The Python script wordnet-ide is a simple IDE for editing the lexicon. It lets us to see simultaneously the abstract syntax together with the three concrete syntaxes and the corresponding treebank entries. All the information could be edited and then saved in the original files.
The IDE automatically compiles the grammar in the beginning but later when some changes are made only the affected part of the grammar is recompiled to speed up the compilation. Otherwise compiling the whole lexicon every time is far too slow.
In order to use the IDE you must create in the current folder a symlink to the lib folder of the RGL. After that do this:
cp ParseExtend.gf lib/src/abstract
cp ParseExtendEng.gf lib/src/english
cp ParseExtendSwe.gf lib/src/swedish
cp ParseExtendBul.gf lib/src/bulgarian
When changing entries from the lexicon this can affect several entries
in the lexicon. It is a good idea to run the sanity.hs script regularly.
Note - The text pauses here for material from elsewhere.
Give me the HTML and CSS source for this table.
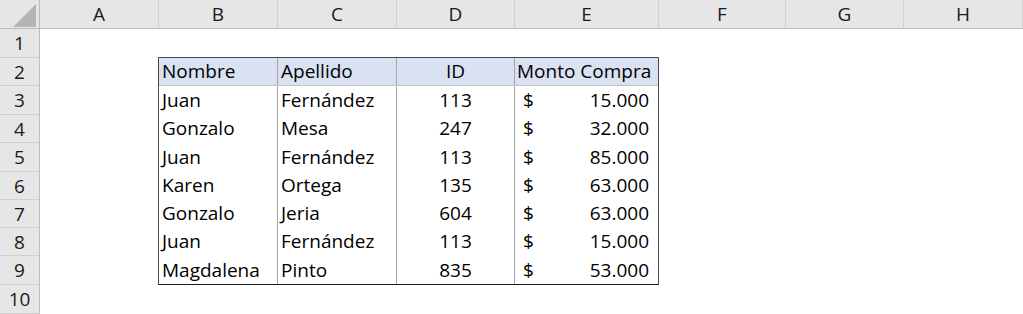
FILE: index.html
```html
<!DOCTYPE html>
<html lang="es">
<head>
<meta charset="utf-8">
<title>Hoja de cálculo</title>
<link rel="stylesheet" href="styles.css">
</head>
<body>
<div class="sheet">
  <div class="col-heads">
    <div class="corner">
      <svg class="tri" width="26" height="26" viewBox="0 0 26 26"><polygon points="24,2 24,25 1,25" fill="#b5b5b5"/></svg>
    </div>
    <div class="ch w119">A</div>
    <div class="ch w119">B</div>
    <div class="ch w119">C</div>
    <div class="ch w118">D</div>
    <div class="ch w144">E</div>
    <div class="ch w127">F</div>
    <div class="ch w118">G</div>
    <div class="ch w119">H</div>
  </div>
  <div class="sheet-body">
    <div class="row-heads">
      <div class="rh h29">1</div>
      <div class="rh h28">2</div>
      <div class="rh h29">3</div>
      <div class="rh h28">4</div>
      <div class="rh h29">5</div>
      <div class="rh h28">6</div>
      <div class="rh h28">7</div>
      <div class="rh h28">8</div>
      <div class="rh h29">9</div>
      <div class="rh h29">10</div>
    </div>
    <div class="cells">
      <div class="row1"></div>
      <div class="data">
        <div class="tr head">
          <div class="td c-b">Nombre</div>
          <div class="td c-c">Apellido</div>
          <div class="td c-d">ID</div>
          <div class="td c-e hdr-e">Monto Compra</div>
        </div>
        <div class="tr r28">
          <div class="td c-b">Juan</div>
          <div class="td c-c">Fernández</div>
          <div class="td c-d">113</div>
          <div class="td c-e money"><span>$</span><span>15.000</span></div>
        </div>
        <div class="tr r29">
          <div class="td c-b">Gonzalo</div>
          <div class="td c-c">Mesa</div>
          <div class="td c-d">247</div>
          <div class="td c-e money"><span>$</span><span>32.000</span></div>
        </div>
        <div class="tr r28">
          <div class="td c-b">Juan</div>
          <div class="td c-c">Fernández</div>
          <div class="td c-d">113</div>
          <div class="td c-e money"><span>$</span><span>85.000</span></div>
        </div>
        <div class="tr r28">
          <div class="td c-b">Karen</div>
          <div class="td c-c">Ortega</div>
          <div class="td c-d">135</div>
          <div class="td c-e money"><span>$</span><span>63.000</span></div>
        </div>
        <div class="tr r28">
          <div class="td c-b">Gonzalo</div>
          <div class="td c-c">Jeria</div>
          <div class="td c-d">604</div>
          <div class="td c-e money"><span>$</span><span>63.000</span></div>
        </div>
        <div class="tr r29">
          <div class="td c-b">Juan</div>
          <div class="td c-c">Fernández</div>
          <div class="td c-d">113</div>
          <div class="td c-e money"><span>$</span><span>15.000</span></div>
        </div>
        <div class="tr r28">
          <div class="td c-b">Magdalena</div>
          <div class="td c-c">Pinto</div>
          <div class="td c-d">835</div>
          <div class="td c-e money"><span>$</span><span>53.000</span></div>
        </div>
      </div>
    </div>
  </div>
</div>
</body>
</html>
```

FILE: styles.css
```css
* { box-sizing: border-box; }
html, body { margin: 0; padding: 0; background: #ffffff; }
body {
  width: 1023px;
  height: 314px;
  overflow: hidden;
  font-family: "Open Sans", "Liberation Sans", sans-serif;
  font-size: 19px;
  color: #000;
}
.sheet { width: 1023px; }

.col-heads {
  display: flex;
  height: 29px;
  background: #e6e6e6;
  border-bottom: 1px solid #bcbcbc;
}
.corner {
  width: 40px;
  border-right: 1px solid #bcbcbc;
  position: relative;
}
.tri { position: absolute; left: 12px; top: 2px; }
.ch {
  border-right: 1px solid #d0d0d0;
  text-align: center;
  line-height: 28px;
  color: #1a1a1a;
}
.w118 { width: 118px; }
.w119 { width: 119px; }
.w127 { width: 127px; }
.w144 { width: 144px; }

.sheet-body { display: flex; }
.row-heads {
  width: 40px;
  background: #e6e6e6;
  border-right: 1px solid #bcbcbc;
}
.rh {
  border-bottom: 1px solid #d0d0d0;
  text-align: center;
  line-height: 28px;
  color: #1a1a1a;
}
.h28 { height: 28px; }
.h29 { height: 29px; }

.cells { flex: 1; }
.row1 { height: 28px; }
.data {
  margin-left: 118px;
  width: 501px;
  border: 1px solid #4a4a4a;
  border-bottom-color: #1e1e1e;
}
.tr { display: flex; }
.tr.head {
  height: 28px;
  background: #d9e1f2;
  border-bottom: 1px solid #c3c3c3;
}
.r28 { height: 28px; }
.r29 { height: 29px; }
.td {
  line-height: 28px;
  white-space: nowrap;
  overflow: hidden;
}
.head .td { line-height: 27px; }
.c-b { width: 119px; padding-left: 3px; border-right: 1px solid #a6a6a6; }
.c-c { width: 119px; padding-left: 3px; border-right: 1px solid #a6a6a6; }
.c-d { width: 118px; text-align: center; border-right: 1px solid #a6a6a6; }
.c-e { width: 143px; }
.hdr-e { padding-left: 2px; }
.money {
  display: flex;
  justify-content: space-between;
  padding-left: 8px;
  padding-right: 9px;
}
```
It creates a second file examples2.txt
with two kinds of annotations:
-
For those entries that are already checked it verifies that the grammar still produces the same linearization as the one in the treebank. If it doesn't then the wrong linearizations are marked with
FIX:
. Either the grammar or the linearization for those entries needs to be fixed. -
For those entries that are not checked yet, it verifies whether the grammar produces the same output as the output from Google Translate. If they match the the abstract syntax tree is marked with
DONE:
. When that happen then maybe the GF lexicon is now better and it has managed to produce the right linearization. However, this might be bogus since the translations from Google Translate are not perfect either.